Written exercise: Pictures do not belong in your copy. Repeat all the other data exactly.

########################################

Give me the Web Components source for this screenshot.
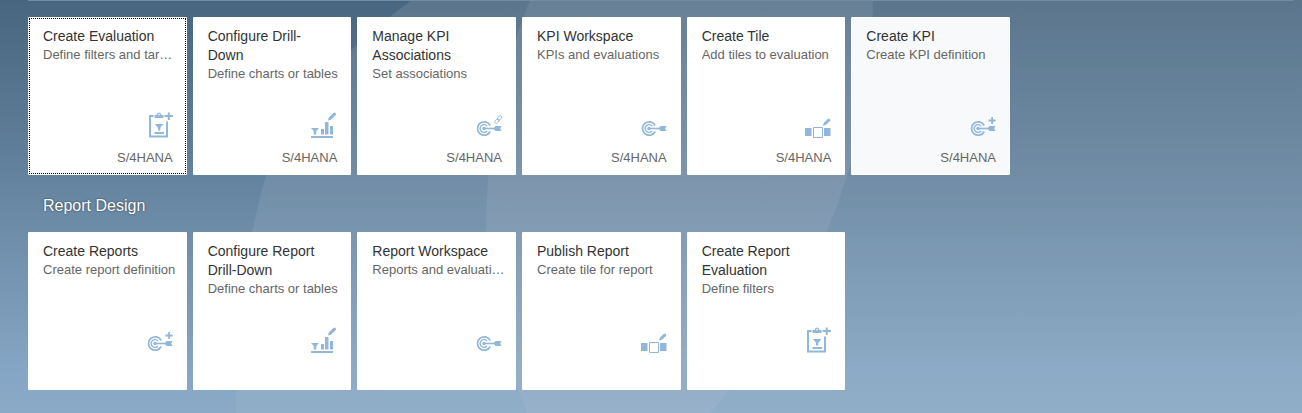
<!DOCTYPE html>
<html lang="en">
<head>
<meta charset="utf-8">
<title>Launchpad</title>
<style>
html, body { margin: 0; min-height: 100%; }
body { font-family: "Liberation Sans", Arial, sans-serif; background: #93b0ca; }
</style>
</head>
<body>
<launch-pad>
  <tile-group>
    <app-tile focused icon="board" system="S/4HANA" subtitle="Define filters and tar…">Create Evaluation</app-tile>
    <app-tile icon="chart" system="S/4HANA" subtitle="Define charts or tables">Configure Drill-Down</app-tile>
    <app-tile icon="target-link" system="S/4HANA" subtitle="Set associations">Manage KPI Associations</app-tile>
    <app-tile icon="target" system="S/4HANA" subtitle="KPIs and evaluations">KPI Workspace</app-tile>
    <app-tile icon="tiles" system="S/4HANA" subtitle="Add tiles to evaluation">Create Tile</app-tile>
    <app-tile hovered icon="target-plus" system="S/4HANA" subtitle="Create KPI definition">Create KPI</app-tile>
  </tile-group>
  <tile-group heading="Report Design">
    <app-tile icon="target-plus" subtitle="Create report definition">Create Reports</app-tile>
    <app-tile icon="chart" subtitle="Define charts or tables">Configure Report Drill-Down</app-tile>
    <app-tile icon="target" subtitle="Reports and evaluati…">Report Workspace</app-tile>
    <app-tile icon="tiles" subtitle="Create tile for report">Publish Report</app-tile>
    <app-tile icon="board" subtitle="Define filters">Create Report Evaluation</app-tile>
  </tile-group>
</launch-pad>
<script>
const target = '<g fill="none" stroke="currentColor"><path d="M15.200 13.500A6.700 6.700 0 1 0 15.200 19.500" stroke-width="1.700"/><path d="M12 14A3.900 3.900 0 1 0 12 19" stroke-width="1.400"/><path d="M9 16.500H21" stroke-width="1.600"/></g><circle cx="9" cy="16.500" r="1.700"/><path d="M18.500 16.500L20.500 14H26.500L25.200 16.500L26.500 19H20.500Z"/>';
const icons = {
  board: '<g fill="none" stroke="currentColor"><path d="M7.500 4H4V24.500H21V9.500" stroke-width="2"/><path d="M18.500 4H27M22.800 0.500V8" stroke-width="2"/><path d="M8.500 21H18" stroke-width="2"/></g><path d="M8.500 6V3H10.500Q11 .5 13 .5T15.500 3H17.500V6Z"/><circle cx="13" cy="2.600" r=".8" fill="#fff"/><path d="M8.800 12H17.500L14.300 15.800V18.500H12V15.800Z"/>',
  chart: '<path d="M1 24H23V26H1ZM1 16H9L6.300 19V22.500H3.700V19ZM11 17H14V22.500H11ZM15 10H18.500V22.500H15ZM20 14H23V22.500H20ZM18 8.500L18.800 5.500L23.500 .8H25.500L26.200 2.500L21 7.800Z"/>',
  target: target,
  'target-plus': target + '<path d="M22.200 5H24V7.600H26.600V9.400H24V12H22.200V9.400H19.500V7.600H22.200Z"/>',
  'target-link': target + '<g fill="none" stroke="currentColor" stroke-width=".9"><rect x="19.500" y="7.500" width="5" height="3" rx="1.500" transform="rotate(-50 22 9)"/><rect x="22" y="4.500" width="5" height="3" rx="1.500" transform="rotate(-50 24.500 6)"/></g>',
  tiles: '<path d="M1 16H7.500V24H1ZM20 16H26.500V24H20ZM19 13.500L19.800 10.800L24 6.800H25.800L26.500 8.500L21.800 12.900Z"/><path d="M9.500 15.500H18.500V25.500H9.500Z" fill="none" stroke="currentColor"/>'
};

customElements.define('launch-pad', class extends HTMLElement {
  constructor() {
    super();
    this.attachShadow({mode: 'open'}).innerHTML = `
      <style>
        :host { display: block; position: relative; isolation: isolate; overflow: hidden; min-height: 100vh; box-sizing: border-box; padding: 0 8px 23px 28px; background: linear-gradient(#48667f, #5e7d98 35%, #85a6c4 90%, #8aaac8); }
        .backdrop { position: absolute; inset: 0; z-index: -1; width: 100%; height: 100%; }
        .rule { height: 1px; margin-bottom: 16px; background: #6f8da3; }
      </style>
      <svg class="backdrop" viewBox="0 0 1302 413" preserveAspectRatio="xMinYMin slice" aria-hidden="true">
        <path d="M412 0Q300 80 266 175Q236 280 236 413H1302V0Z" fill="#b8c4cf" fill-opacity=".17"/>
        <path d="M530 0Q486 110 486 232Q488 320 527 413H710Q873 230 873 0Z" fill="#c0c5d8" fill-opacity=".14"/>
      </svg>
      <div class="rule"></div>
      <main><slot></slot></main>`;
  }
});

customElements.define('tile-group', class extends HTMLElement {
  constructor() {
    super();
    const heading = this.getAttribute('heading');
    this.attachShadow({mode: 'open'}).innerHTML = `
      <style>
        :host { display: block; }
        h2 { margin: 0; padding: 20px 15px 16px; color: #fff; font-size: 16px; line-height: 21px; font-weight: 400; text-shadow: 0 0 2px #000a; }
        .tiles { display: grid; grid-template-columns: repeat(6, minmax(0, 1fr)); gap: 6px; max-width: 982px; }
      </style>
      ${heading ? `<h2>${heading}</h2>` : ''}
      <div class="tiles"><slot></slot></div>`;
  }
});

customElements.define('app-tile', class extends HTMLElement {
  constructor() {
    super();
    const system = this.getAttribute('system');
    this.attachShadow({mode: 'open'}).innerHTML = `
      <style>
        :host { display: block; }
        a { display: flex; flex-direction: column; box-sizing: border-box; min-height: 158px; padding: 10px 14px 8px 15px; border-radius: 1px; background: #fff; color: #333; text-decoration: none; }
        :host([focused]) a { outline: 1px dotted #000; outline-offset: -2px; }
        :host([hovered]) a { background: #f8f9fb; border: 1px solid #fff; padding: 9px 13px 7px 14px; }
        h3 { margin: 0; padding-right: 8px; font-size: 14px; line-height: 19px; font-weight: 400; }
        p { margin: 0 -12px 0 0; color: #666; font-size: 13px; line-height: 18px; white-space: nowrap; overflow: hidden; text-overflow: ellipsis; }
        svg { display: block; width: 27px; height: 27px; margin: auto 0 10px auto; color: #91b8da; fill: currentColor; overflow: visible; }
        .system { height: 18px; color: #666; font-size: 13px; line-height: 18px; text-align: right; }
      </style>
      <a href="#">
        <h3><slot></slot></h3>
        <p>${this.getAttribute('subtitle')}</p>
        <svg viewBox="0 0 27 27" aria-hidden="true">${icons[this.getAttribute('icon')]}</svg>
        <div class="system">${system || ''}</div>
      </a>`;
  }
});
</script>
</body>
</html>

########################################

Solution for this task:
Give me the Web Components source for this screenshot.
<!DOCTYPE html>
<html lang="en">
<head>
<meta charset="utf-8">
<title>Launchpad</title>
<style>
html, body { margin: 0; min-height: 100%; }
body { font-family: "Liberation Sans", Arial, sans-serif; background: #93b0ca; }
</style>
</head>
<body>
<launch-pad>
  <tile-group>
    <app-tile focused icon="board" system="S/4HANA" subtitle="Define filters and tar…">Create Evaluation</app-tile>
    <app-tile icon="chart" system="S/4HANA" subtitle="Define charts or tables">Configure Drill-Down</app-tile>
    <app-tile icon="target-link" system="S/4HANA" subtitle="Set associations">Manage KPI Associations</app-tile>
    <app-tile icon="target" system="S/4HANA" subtitle="KPIs and evaluations">KPI Workspace</app-tile>
    <app-tile icon="tiles" system="S/4HANA" subtitle="Add tiles to evaluation">Create Tile</app-tile>
    <app-tile hovered icon="target-plus" system="S/4HANA" subtitle="Create KPI definition">Create KPI</app-tile>
  </tile-group>
  <tile-group heading="Report Design">
    <app-tile icon="target-plus" subtitle="Create report definition">Create Reports</app-tile>
    <app-tile icon="chart" subtitle="Define charts or tables">Configure Report Drill-Down</app-tile>
    <app-tile icon="target" subtitle="Reports and evaluati…">Report Workspace</app-tile>
    <app-tile icon="tiles" subtitle="Create tile for report">Publish Report</app-tile>
    <app-tile icon="board" subtitle="Define filters">Create Report Evaluation</app-tile>
  </tile-group>
</launch-pad>
<script>
const target = '<g fill="none" stroke="currentColor"><path d="M15.200 13.500A6.700 6.700 0 1 0 15.200 19.500" stroke-width="1.700"/><path d="M12 14A3.900 3.900 0 1 0 12 19" stroke-width="1.400"/><path d="M9 16.500H21" stroke-width="1.600"/></g><circle cx="9" cy="16.500" r="1.700"/><path d="M18.500 16.500L20.500 14H26.500L25.200 16.500L26.500 19H20.500Z"/>';
const icons = {
  board: '<g fill="none" stroke="currentColor"><path d="M7.500 4H4V24.500H21V9.500" stroke-width="2"/><path d="M18.500 4H27M22.800 0.500V8" stroke-width="2"/><path d="M8.500 21H18" stroke-width="2"/></g><path d="M8.500 6V3H10.500Q11 .5 13 .5T15.500 3H17.500V6Z"/><circle cx="13" cy="2.600" r=".8" fill="#fff"/><path d="M8.800 12H17.500L14.300 15.800V18.500H12V15.800Z"/>',
  chart: '<path d="M1 24H23V26H1ZM1 16H9L6.300 19V22.500H3.700V19ZM11 17H14V22.500H11ZM15 10H18.500V22.500H15ZM20 14H23V22.500H20ZM18 8.500L18.800 5.500L23.500 .8H25.500L26.200 2.500L21 7.800Z"/>',
  target: target,
  'target-plus': target + '<path d="M22.200 5H24V7.600H26.600V9.400H24V12H22.200V9.400H19.500V7.600H22.200Z"/>',
  'target-link': target + '<g fill="none" stroke="currentColor" stroke-width=".9"><rect x="19.500" y="7.500" width="5" height="3" rx="1.500" transform="rotate(-50 22 9)"/><rect x="22" y="4.500" width="5" height="3" rx="1.500" transform="rotate(-50 24.500 6)"/></g>',
  tiles: '<path d="M1 16H7.500V24H1ZM20 16H26.500V24H20ZM19 13.500L19.800 10.800L24 6.800H25.800L26.500 8.500L21.800 12.900Z"/><path d="M9.500 15.500H18.500V25.500H9.500Z" fill="none" stroke="currentColor"/>'
};

customElements.define('launch-pad', class extends HTMLElement {
  constructor() {
    super();
    this.attachShadow({mode: 'open'}).innerHTML = `
      <style>
        :host { display: block; position: relative; isolation: isolate; overflow: hidden; min-height: 100vh; box-sizing: border-box; padding: 0 8px 23px 28px; background: linear-gradient(#48667f, #5e7d98 35%, #85a6c4 90%, #8aaac8); }
        .backdrop { position: absolute; inset: 0; z-index: -1; width: 100%; height: 100%; }
        .rule { height: 1px; margin-bottom: 16px; background: #6f8da3; }
      </style>
      <svg class="backdrop" viewBox="0 0 1302 413" preserveAspectRatio="xMinYMin slice" aria-hidden="true">
        <path d="M412 0Q300 80 266 175Q236 280 236 413H1302V0Z" fill="#b8c4cf" fill-opacity=".17"/>
        <path d="M530 0Q486 110 486 232Q488 320 527 413H710Q873 230 873 0Z" fill="#c0c5d8" fill-opacity=".14"/>
      </svg>
      <div class="rule"></div>
      <main><slot></slot></main>`;
  }
});

customElements.define('tile-group', class extends HTMLElement {
  constructor() {
    super();
    const heading = this.getAttribute('heading');
    this.attachShadow({mode: 'open'}).innerHTML = `
      <style>
        :host { display: block; }
        h2 { margin: 0; padding: 20px 15px 16px; color: #fff; font-size: 16px; line-height: 21px; font-weight: 400; text-shadow: 0 0 2px #000a; }
        .tiles { display: grid; grid-template-columns: repeat(6, minmax(0, 1fr)); gap: 6px; max-width: 982px; }
      </style>
      ${heading ? `<h2>${heading}</h2>` : ''}
      <div class="tiles"><slot></slot></div>`;
  }
});

customElements.define('app-tile', class extends HTMLElement {
  constructor() {
    super();
    const system = this.getAttribute('system');
    this.attachShadow({mode: 'open'}).innerHTML = `
      <style>
        :host { display: block; }
        a { display: flex; flex-direction: column; box-sizing: border-box; min-height: 158px; padding: 10px 14px 8px 15px; border-radius: 1px; background: #fff; color: #333; text-decoration: none; }
        :host([focused]) a { outline: 1px dotted #000; outline-offset: -2px; }
        :host([hovered]) a { background: #f8f9fb; border: 1px solid #fff; padding: 9px 13px 7px 14px; }
        h3 { margin: 0; padding-right: 8px; font-size: 14px; line-height: 19px; font-weight: 400; }
        p { margin: 0 -12px 0 0; color: #666; font-size: 13px; line-height: 18px; white-space: nowrap; overflow: hidden; text-overflow: ellipsis; }
        svg { display: block; width: 27px; height: 27px; margin: auto 0 10px auto; color: #91b8da; fill: currentColor; overflow: visible; }
        .system { height: 18px; color: #666; font-size: 13px; line-height: 18px; text-align: right; }
      </style>
      <a href="#">
        <h3><slot></slot></h3>
        <p>${this.getAttribute('subtitle')}</p>
        <svg viewBox="0 0 27 27" aria-hidden="true">${icons[this.getAttribute('icon')]}</svg>
        <div class="system">${system || ''}</div>
      </a>`;
  }
});
</script>
</body>
</html>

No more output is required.